When Hillsboro City Secretary, Betty Harrell, first interviewed for her job in 2014, she had two questions for then City Manager Kevin Carruth. She wanted to know what the Texas city had planned for its street repairs and what kind of records management system the city had in place. After the bond election in 2018, the city had repairs to its streets well underway. And in less than two weeks, Harrell and Deputy City Secretary Karen Warren began rolling along with scanning Hillsboro’s records into a digital database.
The Hillsboro City Council recently entered into an agreement with Municipal Code Corporation (MCCi) to implement a Laserfiche program. The software, training and support service will enable the city to maintain its records digitally and securely back them up to an off-site computer server and disks. The capability is important in the event of a fire or other natural disaster that could potentially wipe out the city’s paper records. As the city’s records-management officer, the city secretary is ultimately responsible for all of the city’s records, regardless of which department they are from.

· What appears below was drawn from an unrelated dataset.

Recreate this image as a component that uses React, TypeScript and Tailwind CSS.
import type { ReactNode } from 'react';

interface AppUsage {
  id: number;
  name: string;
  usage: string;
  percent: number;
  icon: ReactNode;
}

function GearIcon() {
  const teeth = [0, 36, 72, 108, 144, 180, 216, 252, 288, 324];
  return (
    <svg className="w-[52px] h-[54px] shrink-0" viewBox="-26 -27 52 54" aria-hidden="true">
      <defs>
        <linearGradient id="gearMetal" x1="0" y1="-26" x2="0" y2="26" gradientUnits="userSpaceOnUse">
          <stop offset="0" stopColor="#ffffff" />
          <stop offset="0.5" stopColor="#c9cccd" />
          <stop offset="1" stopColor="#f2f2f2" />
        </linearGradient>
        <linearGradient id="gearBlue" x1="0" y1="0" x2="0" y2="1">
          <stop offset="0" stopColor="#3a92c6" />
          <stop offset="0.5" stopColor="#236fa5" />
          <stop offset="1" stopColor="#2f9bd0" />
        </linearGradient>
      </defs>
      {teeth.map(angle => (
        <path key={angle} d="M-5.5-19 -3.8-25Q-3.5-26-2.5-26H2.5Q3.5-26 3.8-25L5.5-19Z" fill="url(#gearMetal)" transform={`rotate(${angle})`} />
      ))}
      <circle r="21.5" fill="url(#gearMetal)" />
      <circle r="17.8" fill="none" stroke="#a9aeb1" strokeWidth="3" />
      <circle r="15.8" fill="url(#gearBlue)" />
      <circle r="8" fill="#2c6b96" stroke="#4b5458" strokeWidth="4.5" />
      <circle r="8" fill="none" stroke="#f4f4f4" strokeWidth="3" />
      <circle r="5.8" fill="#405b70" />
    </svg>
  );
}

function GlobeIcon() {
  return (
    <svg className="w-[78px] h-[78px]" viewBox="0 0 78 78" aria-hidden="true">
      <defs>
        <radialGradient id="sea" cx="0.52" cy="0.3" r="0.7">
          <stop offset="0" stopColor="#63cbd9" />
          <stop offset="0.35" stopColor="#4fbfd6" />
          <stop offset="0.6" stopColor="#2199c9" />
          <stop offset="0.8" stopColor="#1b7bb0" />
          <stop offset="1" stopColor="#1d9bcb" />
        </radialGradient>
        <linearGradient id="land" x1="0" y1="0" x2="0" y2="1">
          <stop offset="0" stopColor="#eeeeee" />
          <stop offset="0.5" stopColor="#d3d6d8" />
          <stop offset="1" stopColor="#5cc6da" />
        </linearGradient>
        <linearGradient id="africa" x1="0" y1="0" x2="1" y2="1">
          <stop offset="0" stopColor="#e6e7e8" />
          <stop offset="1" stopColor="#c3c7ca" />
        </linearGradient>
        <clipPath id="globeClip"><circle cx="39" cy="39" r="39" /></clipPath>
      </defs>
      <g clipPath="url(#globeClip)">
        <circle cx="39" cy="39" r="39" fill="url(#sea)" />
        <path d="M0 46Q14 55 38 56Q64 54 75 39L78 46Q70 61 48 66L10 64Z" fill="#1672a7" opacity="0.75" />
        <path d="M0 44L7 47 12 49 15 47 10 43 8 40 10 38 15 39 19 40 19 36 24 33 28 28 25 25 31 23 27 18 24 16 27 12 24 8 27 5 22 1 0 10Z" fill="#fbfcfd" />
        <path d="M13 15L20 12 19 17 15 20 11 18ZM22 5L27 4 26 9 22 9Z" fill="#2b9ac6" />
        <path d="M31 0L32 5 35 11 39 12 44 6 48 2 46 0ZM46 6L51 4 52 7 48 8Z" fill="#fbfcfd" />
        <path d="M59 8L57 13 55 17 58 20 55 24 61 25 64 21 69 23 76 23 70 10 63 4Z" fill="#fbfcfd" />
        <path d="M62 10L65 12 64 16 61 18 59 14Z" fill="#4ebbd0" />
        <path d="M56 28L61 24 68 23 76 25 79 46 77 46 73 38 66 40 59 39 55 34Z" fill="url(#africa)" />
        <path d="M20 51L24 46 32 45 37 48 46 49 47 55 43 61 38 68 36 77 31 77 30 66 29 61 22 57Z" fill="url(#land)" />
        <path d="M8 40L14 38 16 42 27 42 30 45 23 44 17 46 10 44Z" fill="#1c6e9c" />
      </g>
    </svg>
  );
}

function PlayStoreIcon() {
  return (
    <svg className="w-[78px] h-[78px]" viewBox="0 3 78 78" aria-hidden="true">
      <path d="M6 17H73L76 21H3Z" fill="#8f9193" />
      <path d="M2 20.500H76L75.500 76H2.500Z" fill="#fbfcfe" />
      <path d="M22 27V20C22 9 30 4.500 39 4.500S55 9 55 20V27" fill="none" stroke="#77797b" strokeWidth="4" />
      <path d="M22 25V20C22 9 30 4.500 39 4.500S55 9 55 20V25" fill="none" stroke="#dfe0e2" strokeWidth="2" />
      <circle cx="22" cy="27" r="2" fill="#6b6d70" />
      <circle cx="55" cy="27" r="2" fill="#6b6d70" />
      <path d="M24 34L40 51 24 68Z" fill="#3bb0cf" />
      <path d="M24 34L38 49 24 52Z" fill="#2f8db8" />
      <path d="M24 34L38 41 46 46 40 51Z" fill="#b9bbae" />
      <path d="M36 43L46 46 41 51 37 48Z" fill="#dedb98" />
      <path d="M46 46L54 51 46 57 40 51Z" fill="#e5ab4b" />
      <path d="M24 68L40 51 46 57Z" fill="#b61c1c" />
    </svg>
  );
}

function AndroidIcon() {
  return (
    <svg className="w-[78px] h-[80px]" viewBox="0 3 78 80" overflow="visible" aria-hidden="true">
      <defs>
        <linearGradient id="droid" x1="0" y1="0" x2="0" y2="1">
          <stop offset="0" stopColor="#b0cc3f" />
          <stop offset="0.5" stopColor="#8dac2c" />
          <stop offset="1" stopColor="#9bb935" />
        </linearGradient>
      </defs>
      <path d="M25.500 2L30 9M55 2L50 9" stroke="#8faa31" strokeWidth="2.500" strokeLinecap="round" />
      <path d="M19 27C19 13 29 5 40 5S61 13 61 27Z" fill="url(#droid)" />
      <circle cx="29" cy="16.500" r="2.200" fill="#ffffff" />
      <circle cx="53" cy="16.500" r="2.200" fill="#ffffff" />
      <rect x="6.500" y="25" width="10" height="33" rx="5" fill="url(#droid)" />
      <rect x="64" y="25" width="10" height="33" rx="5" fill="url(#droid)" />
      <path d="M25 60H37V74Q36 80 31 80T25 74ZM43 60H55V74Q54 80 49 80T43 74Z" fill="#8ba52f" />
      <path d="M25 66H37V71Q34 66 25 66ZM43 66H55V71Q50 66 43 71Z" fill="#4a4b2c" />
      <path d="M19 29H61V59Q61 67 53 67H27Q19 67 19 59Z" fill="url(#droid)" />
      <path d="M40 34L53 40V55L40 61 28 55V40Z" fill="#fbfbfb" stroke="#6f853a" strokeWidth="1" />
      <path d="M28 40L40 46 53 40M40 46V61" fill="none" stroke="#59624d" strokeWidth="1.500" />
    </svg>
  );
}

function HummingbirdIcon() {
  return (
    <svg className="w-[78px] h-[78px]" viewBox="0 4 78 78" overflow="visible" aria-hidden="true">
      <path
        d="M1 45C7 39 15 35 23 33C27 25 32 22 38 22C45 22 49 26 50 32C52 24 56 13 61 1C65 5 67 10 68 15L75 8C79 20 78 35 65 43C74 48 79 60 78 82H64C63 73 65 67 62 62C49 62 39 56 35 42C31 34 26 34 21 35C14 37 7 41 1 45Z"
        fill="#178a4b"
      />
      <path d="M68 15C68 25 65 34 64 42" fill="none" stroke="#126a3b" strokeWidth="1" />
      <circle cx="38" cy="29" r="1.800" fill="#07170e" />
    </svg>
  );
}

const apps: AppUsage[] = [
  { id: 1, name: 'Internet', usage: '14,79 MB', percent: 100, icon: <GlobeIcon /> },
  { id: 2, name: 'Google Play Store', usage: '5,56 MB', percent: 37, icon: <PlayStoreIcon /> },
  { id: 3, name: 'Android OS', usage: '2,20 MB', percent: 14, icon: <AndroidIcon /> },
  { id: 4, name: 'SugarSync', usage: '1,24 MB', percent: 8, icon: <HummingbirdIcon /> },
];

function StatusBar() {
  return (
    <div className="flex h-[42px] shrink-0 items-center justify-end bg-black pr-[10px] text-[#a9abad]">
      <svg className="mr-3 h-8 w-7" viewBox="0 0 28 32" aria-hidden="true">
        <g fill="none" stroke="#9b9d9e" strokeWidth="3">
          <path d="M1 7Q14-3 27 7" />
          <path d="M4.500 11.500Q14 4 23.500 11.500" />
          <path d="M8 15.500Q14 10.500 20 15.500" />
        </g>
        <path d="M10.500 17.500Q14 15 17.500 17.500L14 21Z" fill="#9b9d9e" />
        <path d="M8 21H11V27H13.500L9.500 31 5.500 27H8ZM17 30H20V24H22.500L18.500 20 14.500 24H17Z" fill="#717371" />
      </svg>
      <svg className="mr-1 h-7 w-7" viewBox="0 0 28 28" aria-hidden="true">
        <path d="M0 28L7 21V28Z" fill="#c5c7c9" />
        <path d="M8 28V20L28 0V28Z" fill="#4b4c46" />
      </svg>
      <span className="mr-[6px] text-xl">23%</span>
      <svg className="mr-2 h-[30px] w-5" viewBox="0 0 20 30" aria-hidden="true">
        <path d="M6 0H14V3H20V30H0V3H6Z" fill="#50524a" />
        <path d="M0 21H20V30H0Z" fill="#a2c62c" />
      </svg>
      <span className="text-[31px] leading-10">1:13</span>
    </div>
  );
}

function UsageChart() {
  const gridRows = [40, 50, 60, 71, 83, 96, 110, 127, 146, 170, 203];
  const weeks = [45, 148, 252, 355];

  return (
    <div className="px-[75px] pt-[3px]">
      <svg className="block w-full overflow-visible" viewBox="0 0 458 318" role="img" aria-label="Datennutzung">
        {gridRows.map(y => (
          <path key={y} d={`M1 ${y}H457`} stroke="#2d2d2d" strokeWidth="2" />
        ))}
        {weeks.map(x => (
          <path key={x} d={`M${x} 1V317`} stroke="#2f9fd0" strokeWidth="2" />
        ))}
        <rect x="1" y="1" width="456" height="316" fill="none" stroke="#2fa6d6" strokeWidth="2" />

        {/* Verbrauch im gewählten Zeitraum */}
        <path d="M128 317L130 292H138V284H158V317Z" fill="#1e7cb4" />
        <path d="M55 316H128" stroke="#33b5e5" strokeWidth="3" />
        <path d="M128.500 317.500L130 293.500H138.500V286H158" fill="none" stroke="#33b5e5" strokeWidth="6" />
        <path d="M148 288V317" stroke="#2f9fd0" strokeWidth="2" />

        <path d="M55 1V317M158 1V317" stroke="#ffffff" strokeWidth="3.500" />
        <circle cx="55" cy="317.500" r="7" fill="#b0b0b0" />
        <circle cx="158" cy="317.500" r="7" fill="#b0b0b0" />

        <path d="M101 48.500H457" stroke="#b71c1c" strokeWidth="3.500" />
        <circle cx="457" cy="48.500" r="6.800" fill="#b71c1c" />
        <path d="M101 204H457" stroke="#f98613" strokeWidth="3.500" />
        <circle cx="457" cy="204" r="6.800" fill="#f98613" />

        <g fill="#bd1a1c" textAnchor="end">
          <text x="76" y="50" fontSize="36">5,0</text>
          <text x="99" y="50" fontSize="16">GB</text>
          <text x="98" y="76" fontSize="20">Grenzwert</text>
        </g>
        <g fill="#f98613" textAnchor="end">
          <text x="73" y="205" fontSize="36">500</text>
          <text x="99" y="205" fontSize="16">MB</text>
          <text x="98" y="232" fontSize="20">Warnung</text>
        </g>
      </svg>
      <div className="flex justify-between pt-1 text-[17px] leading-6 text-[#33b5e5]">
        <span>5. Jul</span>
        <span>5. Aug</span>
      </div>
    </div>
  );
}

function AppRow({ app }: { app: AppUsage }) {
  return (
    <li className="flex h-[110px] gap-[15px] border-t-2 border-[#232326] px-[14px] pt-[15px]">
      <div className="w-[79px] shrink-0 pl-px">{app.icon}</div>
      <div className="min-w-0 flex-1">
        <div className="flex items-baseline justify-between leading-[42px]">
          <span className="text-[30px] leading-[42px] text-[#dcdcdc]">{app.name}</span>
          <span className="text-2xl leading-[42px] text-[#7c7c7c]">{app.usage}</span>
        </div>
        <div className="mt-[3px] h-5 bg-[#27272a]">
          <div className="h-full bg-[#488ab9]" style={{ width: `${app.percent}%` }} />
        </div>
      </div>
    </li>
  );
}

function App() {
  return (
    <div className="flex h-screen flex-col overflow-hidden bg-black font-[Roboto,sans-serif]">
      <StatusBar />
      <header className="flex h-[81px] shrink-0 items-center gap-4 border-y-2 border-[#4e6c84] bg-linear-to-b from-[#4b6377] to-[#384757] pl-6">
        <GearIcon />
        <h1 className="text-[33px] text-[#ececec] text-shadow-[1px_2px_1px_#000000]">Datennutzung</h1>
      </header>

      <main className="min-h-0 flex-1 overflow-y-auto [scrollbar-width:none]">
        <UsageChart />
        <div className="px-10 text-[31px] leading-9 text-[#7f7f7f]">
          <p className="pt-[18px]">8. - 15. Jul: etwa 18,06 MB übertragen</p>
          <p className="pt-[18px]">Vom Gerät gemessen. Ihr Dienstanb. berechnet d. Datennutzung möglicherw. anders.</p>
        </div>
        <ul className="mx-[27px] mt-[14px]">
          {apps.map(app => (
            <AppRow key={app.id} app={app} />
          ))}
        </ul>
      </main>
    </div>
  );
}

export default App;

These records include minutes from meetings, ordinances, resolutions and deeds. Most of these records are currently kept in boxes or filing cabinets at the city administration building, but records are also kept at the municipal court building, Historic City Hall and individual city departments. In 2017, the city had a records’ trainer come in and show all department heads how to maintain their records, what to keep and what not to keep. Harrell and her staff developed a manual, outlining all the information as a first step towards streamlining Hillsboro’s records management.
In May of 2020, the Hill County clerk’s office took over management of the birth and death records. This freed Harrell and Warren to actively pursue the digital archiving and records-storage system that they feel the city deserves. “We could be overtaken by boxes,” Warren stated, “because of a lack of storage space.” The State of Texas mandated in the early 1990s which records were to be kept permanently and how long others must be kept before being destroyed.

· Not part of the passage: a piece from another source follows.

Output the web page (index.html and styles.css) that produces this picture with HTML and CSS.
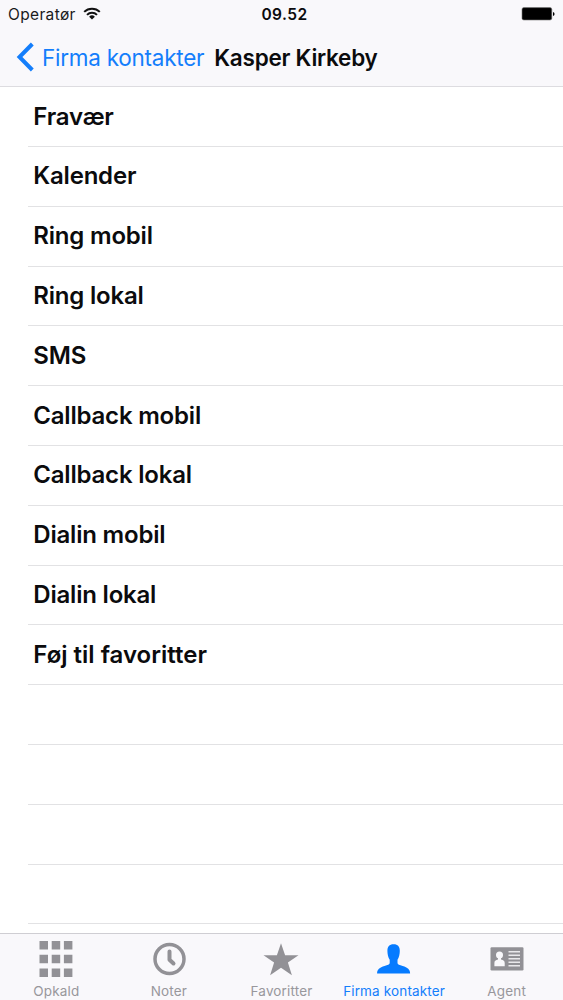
FILE: index.html
```html
<!DOCTYPE html>
<html lang="da">
<head>
<meta charset="utf-8">
<title>Kasper Kirkeby</title>
<link rel="stylesheet" href="styles.css">
</head>
<body>
<div class="screen">
  <header class="header">
    <div class="status">
      <div class="carrier"><span>Operatør</span>
        <svg class="wifi" width="18" height="13" viewBox="0 0 18 13"><g fill="none" stroke="#111" stroke-width="2"><path d="M1.2 4.9a11.2 11.2 0 0 1 15.6 0"/><path d="M4 7.9a7.1 7.1 0 0 1 10 0"/></g><path d="M9 12.6 6.1 9.7a4.1 4.1 0 0 1 5.8 0z" fill="#111"/></svg>
      </div>
      <time class="time">09.52</time>
      <svg class="battery" width="34" height="14" viewBox="0 0 34 14"><rect x="1" y=".6" width="29.8" height="12.4" rx="1.8" fill="#000" stroke="#777" stroke-width=".6"/><path d="M32 5q1.6 .5 1.6 2t-1.6 2z" fill="#000"/></svg>
    </div>
    <nav class="navbar">
      <svg class="chevron" width="18" height="30" viewBox="0 0 18 30"><path d="M16.3 2 3.5 15l12.8 13" fill="none" stroke="#147efb" stroke-width="4"/></svg>
      <a class="back">Firma kontakter</a>
      <h1 class="title">Kasper Kirkeby</h1>
    </nav>
  </header>
  <main class="list">
    <div class="row">Fravær</div>
    <div class="row">Kalender</div>
    <div class="row">Ring mobil</div>
    <div class="row">Ring lokal</div>
    <div class="row">SMS</div>
    <div class="row">Callback mobil</div>
    <div class="row">Callback lokal</div>
    <div class="row">Dialin mobil</div>
    <div class="row">Dialin lokal</div>
    <div class="row loose">Føj til favoritter</div>
    <div class="row"></div>
    <div class="row"></div>
    <div class="row"></div>
    <div class="row"></div>
  </main>
  <footer class="tabs">
    <div class="tab">
      <svg width="36" height="40" viewBox="0 0 36 40"><path fill="#929196" d="M1.5 2H10v8.5H1.500zM13.700 2h8.500v8.500h-8.500zM25.900 2h8.500v8.500h-8.500zM1.500 15.700H10v8.500H1.500zM13.700 15.700h8.500v8.500h-8.500zM25.900 15.700h8.500v8.500h-8.500zM1.500 29.400H10v8.500H1.500zM13.700 29.400h8.500v8.500h-8.500zM25.900 29.400h8.500v8.500h-8.500z"/></svg>
      <span>Opkald</span>
    </div>
    <div class="tab">
      <svg width="36" height="40" viewBox="0 0 36 40"><circle cx="18.500" cy="20" r="14.500" fill="none" stroke="#929196" stroke-width="3.500"/><path d="M18.500 12.500v8.200l4 3.800" fill="none" stroke="#929196" stroke-width="4" stroke-linecap="round" stroke-linejoin="round"/></svg>
      <span>Noter</span>
    </div>
    <div class="tab">
      <svg width="36" height="40" viewBox="0 0 36 40"><path fill="#929196" d="M18 4.300l4.100 11.900h13.400L24.900 23.600l4 12.600L18 28.800 7.100 36.200l4-12.600L.5 16.200h13.400z"/></svg>
      <span>Favoritter</span>
    </div>
    <div class="tab active">
      <svg width="36" height="40" viewBox="0 0 36 40"><path fill="#067bff" d="M17.600 5.200c4.400 0 6.200 2.600 6.200 6.500 0 3.500-.8 7-2.300 9v3.200c0 1.600 2 2 5.200 3 4.800 1.500 7.400 3.200 7.400 7.600H1.100c0-4.400 2.600-6.100 7.400-7.600 3.200-1 5.200-1.400 5.200-3v-3.200c-1.500-2-2.300-5.500-2.300-9 0-3.900 1.800-6.500 6.200-6.500z"/></svg>
      <span>Firma kontakter</span>
    </div>
    <div class="tab">
      <svg width="36" height="40" viewBox="0 0 36 40"><rect x="1.500" y="8.300" width="33" height="23.200" rx="1.200" fill="#929196"/><circle cx="10.500" cy="16" r="3.500" fill="#f9f8fb"/><path d="M9 18h3v2.400c2.500.8 3.700 1.200 3.700 3.500v3.400H5.400v-3.400c0-2.300 1.200-2.700 3.600-3.500z" fill="#f9f8fb"/><path d="M19.500 12.800h11.500M19.500 16.300h11.500M19.500 19.800h11.500M19.500 23.300h11.500M19.500 26.800h11.500" stroke="#e9e8eb" stroke-width="1.500"/></svg>
      <span>Agent</span>
    </div>
  </footer>
</div>
</body>
</html>
```
FILE: styles.css
```css
* { box-sizing: border-box; }
body { margin: 0; background: #fff; color: #0b0b0d; font-family: Inter, "Liberation Sans", sans-serif; }
.screen { width: 563px; height: 1000px; display: flex; flex-direction: column; overflow: hidden; }
.header { height: 87px; flex: none; background: #f9f8fb; border-bottom: 1px solid #dddce0; }
.status { height: 28px; padding: 0 8px; display: grid; grid-template-columns: 1fr auto 1fr; align-items: center; }
.carrier { display: flex; align-items: center; gap: 8px; font-size: 15.500px; letter-spacing: .35px; color: #1a1a1c; }
.wifi { margin: -2px 0 0 -1px; }
.time { font-size: 15.500px; font-weight: 560; letter-spacing: .45px; padding-left: 6px; }
.battery { justify-self: end; }
.navbar { height: 58px; display: flex; padding-left: 16px; align-items: center; white-space: nowrap; }
.chevron { flex: none; margin-right: 8px; }
.back { color: #147efb; font-size: 22.500px; letter-spacing: -.25px; }
.title { margin: 0 0 0 10px; font-size: 22.500px; font-weight: 560; letter-spacing: -.25px; }
.list { flex: 1; min-height: 0; overflow: hidden; padding: .3px 0 0 28px; }
.row { height: 59.800px; padding: 0 0 1px 5.300px; display: flex; align-items: center; font-size: 24px; font-weight: 560; letter-spacing: -.2px; border-bottom: 1px solid #e2e2e4; }
.loose { letter-spacing: 0; }
.tabs { height: 67px; flex: none; background: #f9f8fb; border-top: 1px solid #cfced3; display: grid; grid-template-columns: repeat(5, 112.600px); padding-top: 5px; }
.tab { display: flex; flex-direction: column; align-items: center; color: #98979c; font-size: 13.500px; line-height: 18px; letter-spacing: .15px; white-space: nowrap; }
.tab span { margin-top: 2.500px; }
.active { color: #147efb; }
```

But with records scattered in different locations, it was difficult to locate documents when they were requested by a citizen or needed to be destroyed. The city secretary’s office received a $30,000 allocation from the city council, budgeted to go towards purchasing a program.
Unlike most goods and services that continue to go up in price, the MCCi Laserfiche program went down to $26,954. The balance was used to purchase the necessary scanner and server to separately store and maintain the city’s records.
In addition to saving $3,046 on the initial purchase of the program, the city and taxpayers began to see other savings. By enabling their office to quickly and efficiently access important documents, Harrell and Warren spends far less time combing through records. In searching for a resolution the city made in the early 1980s, Harrell spent quite a while reading through old council minutes. “It is interesting to read through past records, but too time consuming and not the best use of our time,” she said. Necessary security is also provided to the city by having its records safely backed up and centrally located. With files located in different buildings, there was an ongoing concern that permanent records could get away from the city secretary’s office.
Once the company installed the system and trained the staff, Harrell and Warren got to work preserving Hillsboro’s records. They started with current records, scanning and entering them into electronic storage. The history of the city will be archived as well. In the not too distant future, Harrell hopes to be in a position to purchase further upgrades to the system to put the records on the Internet. After all the necessary security levels are implemented and the system is up and running, citizens may have the ability to access public records online.
Additionally, MCCi has a location in Waco to archive the most delicate and crumbling paper records Hillsboro has, including meeting notes and resolutions dating back to 1900. Harrell is looking to secure grant money to fund the upgrades necessary to permanently preserve these fragile records. Warren credits the city secretary with having the vision for Hillsboro’s future by preserving its past.